> _Aim of the exercise_
Write out the data below in full, unchanged, minus the images.

> _Stored data_
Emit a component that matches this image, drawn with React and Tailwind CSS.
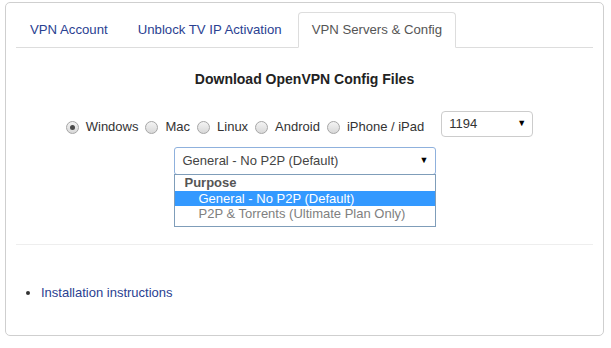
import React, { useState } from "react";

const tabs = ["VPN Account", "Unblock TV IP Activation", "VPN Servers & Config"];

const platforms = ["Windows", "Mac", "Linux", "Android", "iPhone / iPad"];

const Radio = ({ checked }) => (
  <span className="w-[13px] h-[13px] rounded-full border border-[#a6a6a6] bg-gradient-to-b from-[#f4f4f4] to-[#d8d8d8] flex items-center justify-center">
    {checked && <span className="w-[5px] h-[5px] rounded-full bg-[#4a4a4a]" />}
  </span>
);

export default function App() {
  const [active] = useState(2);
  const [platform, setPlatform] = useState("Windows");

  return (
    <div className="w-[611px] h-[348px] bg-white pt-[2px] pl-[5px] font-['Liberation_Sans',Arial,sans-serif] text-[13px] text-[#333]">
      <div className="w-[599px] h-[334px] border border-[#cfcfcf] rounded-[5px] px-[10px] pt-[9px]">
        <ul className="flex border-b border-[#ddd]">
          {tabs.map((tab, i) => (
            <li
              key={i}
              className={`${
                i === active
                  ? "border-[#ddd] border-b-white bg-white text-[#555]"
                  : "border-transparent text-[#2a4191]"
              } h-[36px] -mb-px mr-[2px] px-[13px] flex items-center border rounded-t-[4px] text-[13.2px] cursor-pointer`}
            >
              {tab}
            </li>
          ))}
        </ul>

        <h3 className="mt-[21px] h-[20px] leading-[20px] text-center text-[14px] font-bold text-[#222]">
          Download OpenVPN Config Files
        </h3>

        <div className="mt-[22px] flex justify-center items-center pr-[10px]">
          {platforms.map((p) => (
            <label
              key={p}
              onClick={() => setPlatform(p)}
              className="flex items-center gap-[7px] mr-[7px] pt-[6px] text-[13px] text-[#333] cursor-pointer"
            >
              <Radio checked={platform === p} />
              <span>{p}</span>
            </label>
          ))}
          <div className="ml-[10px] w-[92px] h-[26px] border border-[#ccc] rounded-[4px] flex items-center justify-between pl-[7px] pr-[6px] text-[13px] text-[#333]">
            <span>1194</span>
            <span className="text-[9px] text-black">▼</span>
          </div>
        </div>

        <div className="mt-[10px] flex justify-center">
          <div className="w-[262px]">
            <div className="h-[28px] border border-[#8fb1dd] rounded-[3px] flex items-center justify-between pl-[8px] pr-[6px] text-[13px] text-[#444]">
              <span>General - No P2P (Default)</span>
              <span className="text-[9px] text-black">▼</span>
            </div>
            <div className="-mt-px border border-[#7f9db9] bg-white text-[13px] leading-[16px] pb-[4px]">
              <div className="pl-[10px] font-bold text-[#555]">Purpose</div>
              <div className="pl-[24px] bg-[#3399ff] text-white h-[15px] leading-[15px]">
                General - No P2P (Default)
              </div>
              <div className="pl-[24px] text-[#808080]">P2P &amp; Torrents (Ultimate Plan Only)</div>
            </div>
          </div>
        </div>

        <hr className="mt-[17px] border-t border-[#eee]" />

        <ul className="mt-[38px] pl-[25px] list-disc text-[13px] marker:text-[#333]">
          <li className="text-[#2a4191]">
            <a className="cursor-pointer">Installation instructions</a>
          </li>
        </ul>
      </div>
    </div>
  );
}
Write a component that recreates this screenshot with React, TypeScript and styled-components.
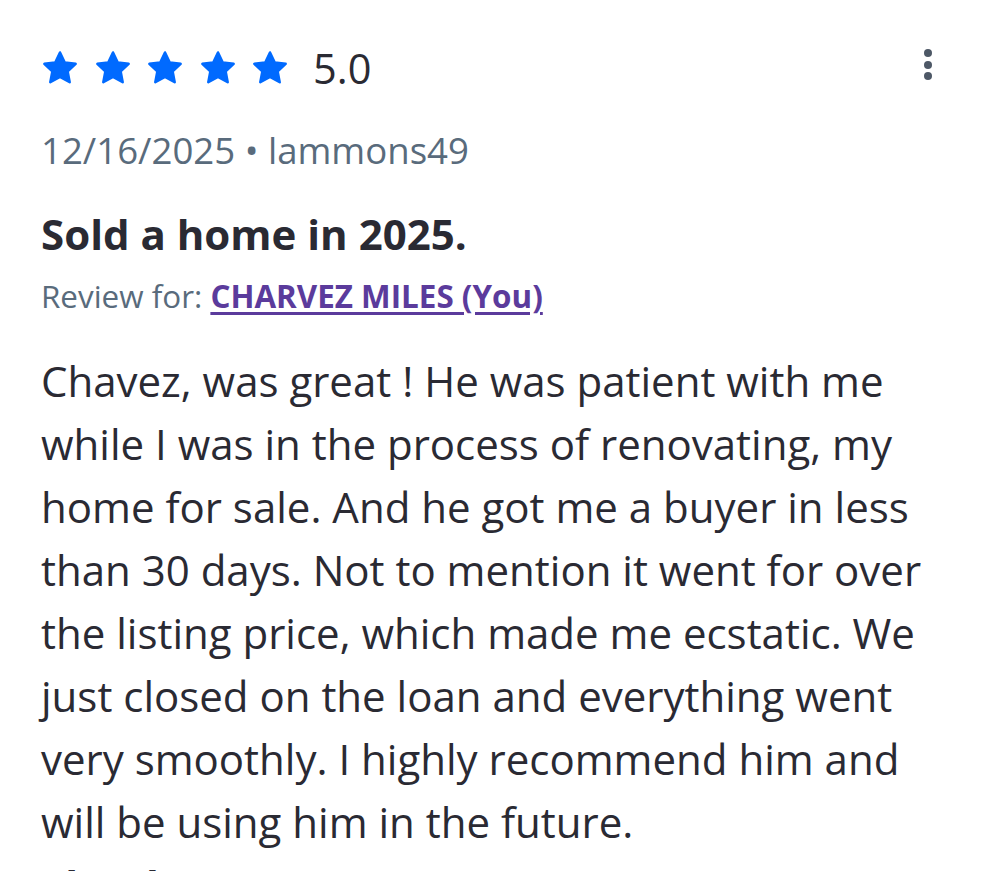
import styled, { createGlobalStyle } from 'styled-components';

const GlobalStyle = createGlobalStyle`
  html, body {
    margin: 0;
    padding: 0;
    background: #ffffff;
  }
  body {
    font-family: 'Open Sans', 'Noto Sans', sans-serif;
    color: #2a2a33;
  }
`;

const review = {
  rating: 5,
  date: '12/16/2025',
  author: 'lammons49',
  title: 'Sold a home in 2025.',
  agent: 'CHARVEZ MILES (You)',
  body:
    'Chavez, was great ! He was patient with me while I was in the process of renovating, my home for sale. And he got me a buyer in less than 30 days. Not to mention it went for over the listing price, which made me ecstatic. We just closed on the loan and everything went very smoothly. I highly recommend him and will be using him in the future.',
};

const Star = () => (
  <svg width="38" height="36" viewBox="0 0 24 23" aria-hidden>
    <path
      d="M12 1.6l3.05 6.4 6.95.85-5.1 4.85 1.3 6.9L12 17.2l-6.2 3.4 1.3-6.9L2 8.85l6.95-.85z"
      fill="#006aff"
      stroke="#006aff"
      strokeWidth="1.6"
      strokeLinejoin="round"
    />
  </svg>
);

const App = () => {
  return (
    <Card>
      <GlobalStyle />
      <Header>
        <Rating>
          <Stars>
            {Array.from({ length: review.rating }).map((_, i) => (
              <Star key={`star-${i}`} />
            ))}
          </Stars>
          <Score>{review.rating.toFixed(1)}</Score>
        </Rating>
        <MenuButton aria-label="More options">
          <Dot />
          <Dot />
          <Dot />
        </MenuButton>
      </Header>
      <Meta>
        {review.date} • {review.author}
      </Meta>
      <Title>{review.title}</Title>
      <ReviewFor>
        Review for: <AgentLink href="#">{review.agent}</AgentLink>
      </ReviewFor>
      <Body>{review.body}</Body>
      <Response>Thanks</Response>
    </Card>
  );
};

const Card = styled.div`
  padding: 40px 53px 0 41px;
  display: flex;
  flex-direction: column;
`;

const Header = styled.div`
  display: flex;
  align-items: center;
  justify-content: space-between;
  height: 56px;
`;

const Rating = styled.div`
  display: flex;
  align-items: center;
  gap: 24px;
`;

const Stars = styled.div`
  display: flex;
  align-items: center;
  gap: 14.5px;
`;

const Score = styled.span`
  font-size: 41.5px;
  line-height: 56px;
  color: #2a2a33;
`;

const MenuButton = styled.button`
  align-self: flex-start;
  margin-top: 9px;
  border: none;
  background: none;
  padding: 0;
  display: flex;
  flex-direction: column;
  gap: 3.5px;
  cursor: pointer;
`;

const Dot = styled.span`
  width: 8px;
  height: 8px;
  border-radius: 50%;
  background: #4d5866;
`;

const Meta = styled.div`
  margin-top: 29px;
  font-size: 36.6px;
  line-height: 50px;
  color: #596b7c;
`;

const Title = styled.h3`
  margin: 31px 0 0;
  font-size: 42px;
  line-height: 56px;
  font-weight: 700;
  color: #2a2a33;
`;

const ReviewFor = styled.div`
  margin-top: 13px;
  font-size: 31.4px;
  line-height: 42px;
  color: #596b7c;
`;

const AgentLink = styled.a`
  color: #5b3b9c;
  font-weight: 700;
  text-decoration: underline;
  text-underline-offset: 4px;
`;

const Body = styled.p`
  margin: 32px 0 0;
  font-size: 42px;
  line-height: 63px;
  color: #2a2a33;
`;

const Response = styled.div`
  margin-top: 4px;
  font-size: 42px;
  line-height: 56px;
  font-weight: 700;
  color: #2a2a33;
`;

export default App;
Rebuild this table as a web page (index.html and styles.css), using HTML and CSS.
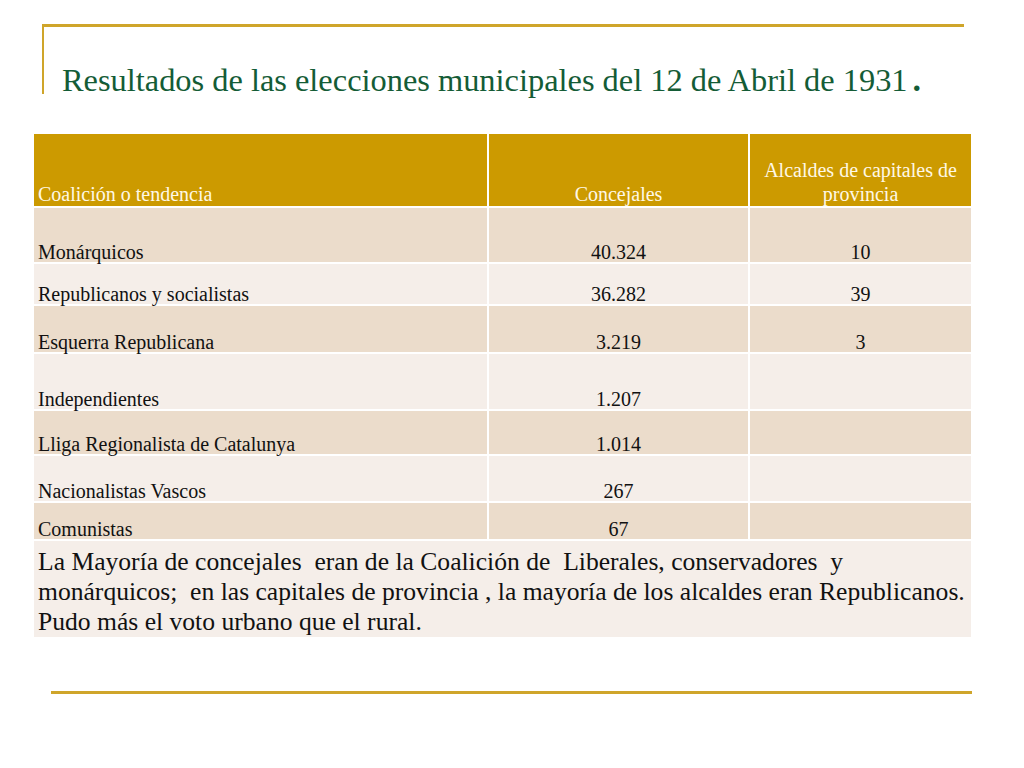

> _Complete answer_
Emit a component that matches this image, drawn with React and Tailwind CSS.
import React, { useState } from "react";

const tabs = ["VPN Account", "Unblock TV IP Activation", "VPN Servers & Config"];

const platforms = ["Windows", "Mac", "Linux", "Android", "iPhone / iPad"];

const Radio = ({ checked }) => (
  <span className="w-[13px] h-[13px] rounded-full border border-[#a6a6a6] bg-gradient-to-b from-[#f4f4f4] to-[#d8d8d8] flex items-center justify-center">
    {checked && <span className="w-[5px] h-[5px] rounded-full bg-[#4a4a4a]" />}
  </span>
);

export default function App() {
  const [active] = useState(2);
  const [platform, setPlatform] = useState("Windows");

  return (
    <div className="w-[611px] h-[348px] bg-white pt-[2px] pl-[5px] font-['Liberation_Sans',Arial,sans-serif] text-[13px] text-[#333]">
      <div className="w-[599px] h-[334px] border border-[#cfcfcf] rounded-[5px] px-[10px] pt-[9px]">
        <ul className="flex border-b border-[#ddd]">
          {tabs.map((tab, i) => (
            <li
              key={i}
              className={`${
                i === active
                  ? "border-[#ddd] border-b-white bg-white text-[#555]"
                  : "border-transparent text-[#2a4191]"
              } h-[36px] -mb-px mr-[2px] px-[13px] flex items-center border rounded-t-[4px] text-[13.2px] cursor-pointer`}
            >
              {tab}
            </li>
          ))}
        </ul>

        <h3 className="mt-[21px] h-[20px] leading-[20px] text-center text-[14px] font-bold text-[#222]">
          Download OpenVPN Config Files
        </h3>

        <div className="mt-[22px] flex justify-center items-center pr-[10px]">
          {platforms.map((p) => (
            <label
              key={p}
              onClick={() => setPlatform(p)}
              className="flex items-center gap-[7px] mr-[7px] pt-[6px] text-[13px] text-[#333] cursor-pointer"
            >
              <Radio checked={platform === p} />
              <span>{p}</span>
            </label>
          ))}
          <div className="ml-[10px] w-[92px] h-[26px] border border-[#ccc] rounded-[4px] flex items-center justify-between pl-[7px] pr-[6px] text-[13px] text-[#333]">
            <span>1194</span>
            <span className="text-[9px] text-black">▼</span>
          </div>
        </div>

        <div className="mt-[10px] flex justify-center">
          <div className="w-[262px]">
            <div className="h-[28px] border border-[#8fb1dd] rounded-[3px] flex items-center justify-between pl-[8px] pr-[6px] text-[13px] text-[#444]">
              <span>General - No P2P (Default)</span>
              <span className="text-[9px] text-black">▼</span>
            </div>
            <div className="-mt-px border border-[#7f9db9] bg-white text-[13px] leading-[16px] pb-[4px]">
              <div className="pl-[10px] font-bold text-[#555]">Purpose</div>
              <div className="pl-[24px] bg-[#3399ff] text-white h-[15px] leading-[15px]">
                General - No P2P (Default)
              </div>
              <div className="pl-[24px] text-[#808080]">P2P &amp; Torrents (Ultimate Plan Only)</div>
            </div>
          </div>
        </div>

        <hr className="mt-[17px] border-t border-[#eee]" />

        <ul className="mt-[38px] pl-[25px] list-disc text-[13px] marker:text-[#333]">
          <li className="text-[#2a4191]">
            <a className="cursor-pointer">Installation instructions</a>
          </li>
        </ul>
      </div>
    </div>
  );
}
Write a component that recreates this screenshot with React, TypeScript and styled-components.
import styled, { createGlobalStyle } from 'styled-components';

const GlobalStyle = createGlobalStyle`
  html, body {
    margin: 0;
    padding: 0;
    background: #ffffff;
  }
  body {
    font-family: 'Open Sans', 'Noto Sans', sans-serif;
    color: #2a2a33;
  }
`;

const review = {
  rating: 5,
  date: '12/16/2025',
  author: 'lammons49',
  title: 'Sold a home in 2025.',
  agent: 'CHARVEZ MILES (You)',
  body:
    'Chavez, was great ! He was patient with me while I was in the process of renovating, my home for sale. And he got me a buyer in less than 30 days. Not to mention it went for over the listing price, which made me ecstatic. We just closed on the loan and everything went very smoothly. I highly recommend him and will be using him in the future.',
};

const Star = () => (
  <svg width="38" height="36" viewBox="0 0 24 23" aria-hidden>
    <path
      d="M12 1.6l3.05 6.4 6.95.85-5.1 4.85 1.3 6.9L12 17.2l-6.2 3.4 1.3-6.9L2 8.85l6.95-.85z"
      fill="#006aff"
      stroke="#006aff"
      strokeWidth="1.6"
      strokeLinejoin="round"
    />
  </svg>
);

const App = () => {
  return (
    <Card>
      <GlobalStyle />
      <Header>
        <Rating>
          <Stars>
            {Array.from({ length: review.rating }).map((_, i) => (
              <Star key={`star-${i}`} />
            ))}
          </Stars>
          <Score>{review.rating.toFixed(1)}</Score>
        </Rating>
        <MenuButton aria-label="More options">
          <Dot />
          <Dot />
          <Dot />
        </MenuButton>
      </Header>
      <Meta>
        {review.date} • {review.author}
      </Meta>
      <Title>{review.title}</Title>
      <ReviewFor>
        Review for: <AgentLink href="#">{review.agent}</AgentLink>
      </ReviewFor>
      <Body>{review.body}</Body>
      <Response>Thanks</Response>
    </Card>
  );
};

const Card = styled.div`
  padding: 40px 53px 0 41px;
  display: flex;
  flex-direction: column;
`;

const Header = styled.div`
  display: flex;
  align-items: center;
  justify-content: space-between;
  height: 56px;
`;

const Rating = styled.div`
  display: flex;
  align-items: center;
  gap: 24px;
`;

const Stars = styled.div`
  display: flex;
  align-items: center;
  gap: 14.5px;
`;

const Score = styled.span`
  font-size: 41.5px;
  line-height: 56px;
  color: #2a2a33;
`;

const MenuButton = styled.button`
  align-self: flex-start;
  margin-top: 9px;
  border: none;
  background: none;
  padding: 0;
  display: flex;
  flex-direction: column;
  gap: 3.5px;
  cursor: pointer;
`;

const Dot = styled.span`
  width: 8px;
  height: 8px;
  border-radius: 50%;
  background: #4d5866;
`;

const Meta = styled.div`
  margin-top: 29px;
  font-size: 36.6px;
  line-height: 50px;
  color: #596b7c;
`;

const Title = styled.h3`
  margin: 31px 0 0;
  font-size: 42px;
  line-height: 56px;
  font-weight: 700;
  color: #2a2a33;
`;

const ReviewFor = styled.div`
  margin-top: 13px;
  font-size: 31.4px;
  line-height: 42px;
  color: #596b7c;
`;

const AgentLink = styled.a`
  color: #5b3b9c;
  font-weight: 700;
  text-decoration: underline;
  text-underline-offset: 4px;
`;

const Body = styled.p`
  margin: 32px 0 0;
  font-size: 42px;
  line-height: 63px;
  color: #2a2a33;
`;

const Response = styled.div`
  margin-top: 4px;
  font-size: 42px;
  line-height: 56px;
  font-weight: 700;
  color: #2a2a33;
`;

export default App;
Rebuild this table as a web page (index.html and styles.css), using HTML and CSS.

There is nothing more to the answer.